▸ Information supplied
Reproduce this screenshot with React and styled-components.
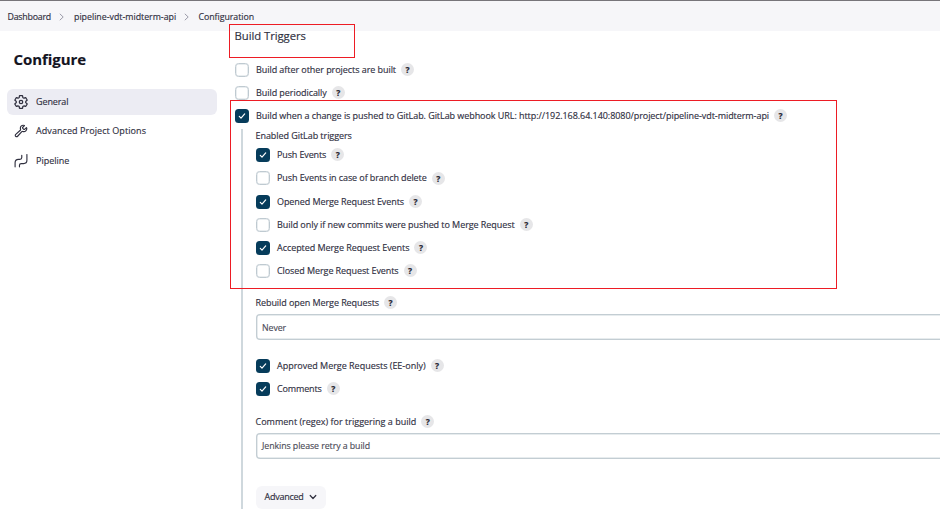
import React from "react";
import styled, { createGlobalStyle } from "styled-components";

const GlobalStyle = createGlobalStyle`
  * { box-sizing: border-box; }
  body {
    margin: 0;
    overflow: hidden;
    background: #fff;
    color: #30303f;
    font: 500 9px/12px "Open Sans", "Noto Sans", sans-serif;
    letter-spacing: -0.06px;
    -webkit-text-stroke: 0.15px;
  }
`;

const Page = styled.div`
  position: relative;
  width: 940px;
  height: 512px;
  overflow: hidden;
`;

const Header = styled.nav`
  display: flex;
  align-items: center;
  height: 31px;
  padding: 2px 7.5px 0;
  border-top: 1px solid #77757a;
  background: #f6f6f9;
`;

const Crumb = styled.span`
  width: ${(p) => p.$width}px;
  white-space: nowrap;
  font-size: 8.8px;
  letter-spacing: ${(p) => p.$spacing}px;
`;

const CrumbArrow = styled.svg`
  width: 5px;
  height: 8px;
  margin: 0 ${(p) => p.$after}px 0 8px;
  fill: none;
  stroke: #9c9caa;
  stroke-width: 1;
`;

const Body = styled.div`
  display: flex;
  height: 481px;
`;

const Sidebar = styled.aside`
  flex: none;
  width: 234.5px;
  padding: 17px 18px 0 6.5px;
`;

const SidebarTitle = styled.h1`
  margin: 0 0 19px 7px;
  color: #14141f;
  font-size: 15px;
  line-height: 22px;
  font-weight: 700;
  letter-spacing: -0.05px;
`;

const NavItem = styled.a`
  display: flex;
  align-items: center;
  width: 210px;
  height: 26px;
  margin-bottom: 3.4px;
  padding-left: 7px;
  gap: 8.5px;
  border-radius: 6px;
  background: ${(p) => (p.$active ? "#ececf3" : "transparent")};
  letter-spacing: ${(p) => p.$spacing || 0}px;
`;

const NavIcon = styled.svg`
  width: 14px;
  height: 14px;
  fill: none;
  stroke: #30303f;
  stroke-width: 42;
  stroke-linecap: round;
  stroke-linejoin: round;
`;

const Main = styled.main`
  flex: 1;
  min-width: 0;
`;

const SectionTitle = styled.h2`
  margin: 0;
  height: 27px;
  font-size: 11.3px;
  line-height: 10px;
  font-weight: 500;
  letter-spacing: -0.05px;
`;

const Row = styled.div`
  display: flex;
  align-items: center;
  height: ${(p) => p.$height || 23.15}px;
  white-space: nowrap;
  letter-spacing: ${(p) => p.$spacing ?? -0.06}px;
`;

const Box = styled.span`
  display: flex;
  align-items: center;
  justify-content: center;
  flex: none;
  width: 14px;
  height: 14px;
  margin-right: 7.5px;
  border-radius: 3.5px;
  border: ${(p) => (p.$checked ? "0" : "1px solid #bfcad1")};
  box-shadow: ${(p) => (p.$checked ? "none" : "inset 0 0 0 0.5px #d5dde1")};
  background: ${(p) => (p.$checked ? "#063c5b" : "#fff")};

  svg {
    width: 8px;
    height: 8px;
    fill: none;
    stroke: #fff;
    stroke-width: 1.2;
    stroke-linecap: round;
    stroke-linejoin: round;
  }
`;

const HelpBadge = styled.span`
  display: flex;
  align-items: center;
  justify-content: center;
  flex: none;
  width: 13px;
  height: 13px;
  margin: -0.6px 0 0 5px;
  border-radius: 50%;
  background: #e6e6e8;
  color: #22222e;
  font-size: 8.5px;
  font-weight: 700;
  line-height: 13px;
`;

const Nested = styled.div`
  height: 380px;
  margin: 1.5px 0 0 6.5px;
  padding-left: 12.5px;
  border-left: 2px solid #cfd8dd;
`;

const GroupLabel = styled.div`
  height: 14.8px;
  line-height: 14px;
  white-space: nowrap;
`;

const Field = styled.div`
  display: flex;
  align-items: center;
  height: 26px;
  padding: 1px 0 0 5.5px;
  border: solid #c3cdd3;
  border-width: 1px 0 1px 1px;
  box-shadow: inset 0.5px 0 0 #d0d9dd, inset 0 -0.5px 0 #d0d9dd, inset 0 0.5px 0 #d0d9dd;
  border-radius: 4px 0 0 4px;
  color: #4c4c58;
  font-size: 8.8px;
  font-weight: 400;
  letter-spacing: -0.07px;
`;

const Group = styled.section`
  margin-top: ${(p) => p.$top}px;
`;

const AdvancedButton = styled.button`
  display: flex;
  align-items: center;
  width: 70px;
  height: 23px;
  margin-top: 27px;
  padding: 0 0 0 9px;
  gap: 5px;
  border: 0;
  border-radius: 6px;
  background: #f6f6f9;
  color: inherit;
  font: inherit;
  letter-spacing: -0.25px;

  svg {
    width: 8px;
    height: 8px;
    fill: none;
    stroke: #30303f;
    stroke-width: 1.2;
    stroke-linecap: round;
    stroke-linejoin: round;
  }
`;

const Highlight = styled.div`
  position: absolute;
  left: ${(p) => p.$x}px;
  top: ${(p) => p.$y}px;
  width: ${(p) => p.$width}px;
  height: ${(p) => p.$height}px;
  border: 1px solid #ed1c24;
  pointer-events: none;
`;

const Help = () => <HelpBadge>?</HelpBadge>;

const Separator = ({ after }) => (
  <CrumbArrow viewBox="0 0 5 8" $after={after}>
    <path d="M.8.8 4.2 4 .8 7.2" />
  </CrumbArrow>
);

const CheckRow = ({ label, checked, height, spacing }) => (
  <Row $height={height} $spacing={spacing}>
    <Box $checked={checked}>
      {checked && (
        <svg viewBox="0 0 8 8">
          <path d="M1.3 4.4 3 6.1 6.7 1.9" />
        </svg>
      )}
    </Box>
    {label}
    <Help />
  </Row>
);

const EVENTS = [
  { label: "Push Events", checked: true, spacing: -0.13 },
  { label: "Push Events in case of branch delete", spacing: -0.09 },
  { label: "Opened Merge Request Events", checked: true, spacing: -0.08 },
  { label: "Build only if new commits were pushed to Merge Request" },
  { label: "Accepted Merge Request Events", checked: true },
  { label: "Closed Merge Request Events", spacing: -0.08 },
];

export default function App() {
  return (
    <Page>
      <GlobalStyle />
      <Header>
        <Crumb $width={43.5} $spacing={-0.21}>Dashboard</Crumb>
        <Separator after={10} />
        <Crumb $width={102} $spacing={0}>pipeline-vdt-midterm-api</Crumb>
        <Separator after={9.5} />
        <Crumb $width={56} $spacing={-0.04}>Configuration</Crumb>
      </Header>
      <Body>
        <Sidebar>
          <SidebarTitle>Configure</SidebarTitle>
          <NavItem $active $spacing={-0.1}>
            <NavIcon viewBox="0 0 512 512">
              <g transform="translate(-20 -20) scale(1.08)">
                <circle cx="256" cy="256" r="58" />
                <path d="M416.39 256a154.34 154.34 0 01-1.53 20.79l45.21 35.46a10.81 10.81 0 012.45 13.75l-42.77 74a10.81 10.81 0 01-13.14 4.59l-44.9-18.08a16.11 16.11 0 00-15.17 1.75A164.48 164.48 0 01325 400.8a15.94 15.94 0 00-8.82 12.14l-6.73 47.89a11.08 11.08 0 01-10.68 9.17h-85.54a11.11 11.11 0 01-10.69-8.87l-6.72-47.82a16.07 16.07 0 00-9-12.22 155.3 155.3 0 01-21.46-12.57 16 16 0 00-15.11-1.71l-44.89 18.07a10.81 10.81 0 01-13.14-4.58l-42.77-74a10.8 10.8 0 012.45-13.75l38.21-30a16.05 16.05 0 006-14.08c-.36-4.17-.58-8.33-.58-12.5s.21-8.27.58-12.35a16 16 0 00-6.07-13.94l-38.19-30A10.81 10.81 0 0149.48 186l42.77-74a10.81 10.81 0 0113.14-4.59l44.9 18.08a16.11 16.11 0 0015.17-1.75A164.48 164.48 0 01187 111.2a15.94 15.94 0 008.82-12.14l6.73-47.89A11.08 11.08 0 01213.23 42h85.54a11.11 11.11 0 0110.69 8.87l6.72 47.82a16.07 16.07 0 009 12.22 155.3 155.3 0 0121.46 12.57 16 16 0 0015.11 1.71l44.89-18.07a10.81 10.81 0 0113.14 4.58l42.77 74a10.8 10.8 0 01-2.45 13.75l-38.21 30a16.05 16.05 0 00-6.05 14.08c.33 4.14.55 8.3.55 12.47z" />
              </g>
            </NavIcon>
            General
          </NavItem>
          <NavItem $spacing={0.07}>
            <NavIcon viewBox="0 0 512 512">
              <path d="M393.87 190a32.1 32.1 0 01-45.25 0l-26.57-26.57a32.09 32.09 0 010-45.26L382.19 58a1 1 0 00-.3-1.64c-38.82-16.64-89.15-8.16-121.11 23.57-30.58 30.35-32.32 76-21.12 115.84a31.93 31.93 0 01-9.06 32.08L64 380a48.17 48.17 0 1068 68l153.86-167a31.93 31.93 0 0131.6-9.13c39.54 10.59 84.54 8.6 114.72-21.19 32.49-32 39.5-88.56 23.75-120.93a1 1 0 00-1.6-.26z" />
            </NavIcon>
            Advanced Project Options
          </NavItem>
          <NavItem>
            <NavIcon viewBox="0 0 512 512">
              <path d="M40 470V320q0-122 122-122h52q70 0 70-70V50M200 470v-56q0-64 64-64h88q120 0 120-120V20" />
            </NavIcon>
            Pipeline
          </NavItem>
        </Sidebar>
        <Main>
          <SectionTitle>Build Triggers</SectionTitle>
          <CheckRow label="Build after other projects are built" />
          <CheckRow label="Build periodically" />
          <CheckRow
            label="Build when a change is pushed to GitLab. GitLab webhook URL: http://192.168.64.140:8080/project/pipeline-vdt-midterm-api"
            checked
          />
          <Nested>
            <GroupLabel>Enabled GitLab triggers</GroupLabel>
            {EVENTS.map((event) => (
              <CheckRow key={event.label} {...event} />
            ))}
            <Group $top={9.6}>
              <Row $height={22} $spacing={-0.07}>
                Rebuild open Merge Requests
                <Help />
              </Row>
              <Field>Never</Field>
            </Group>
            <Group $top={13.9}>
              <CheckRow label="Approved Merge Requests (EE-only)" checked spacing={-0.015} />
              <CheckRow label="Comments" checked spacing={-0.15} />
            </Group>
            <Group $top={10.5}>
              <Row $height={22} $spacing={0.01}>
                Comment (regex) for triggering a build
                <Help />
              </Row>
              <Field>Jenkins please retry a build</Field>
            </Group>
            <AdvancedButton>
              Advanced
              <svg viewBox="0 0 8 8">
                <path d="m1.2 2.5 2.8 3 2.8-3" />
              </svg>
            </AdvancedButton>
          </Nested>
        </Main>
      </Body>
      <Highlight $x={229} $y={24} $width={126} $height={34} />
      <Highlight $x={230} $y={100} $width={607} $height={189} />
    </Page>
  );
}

▸ What you need to do
Show all lines above holding "React".

▸ Response below
Reproduce this screenshot with React and styled-components.
import React from "react";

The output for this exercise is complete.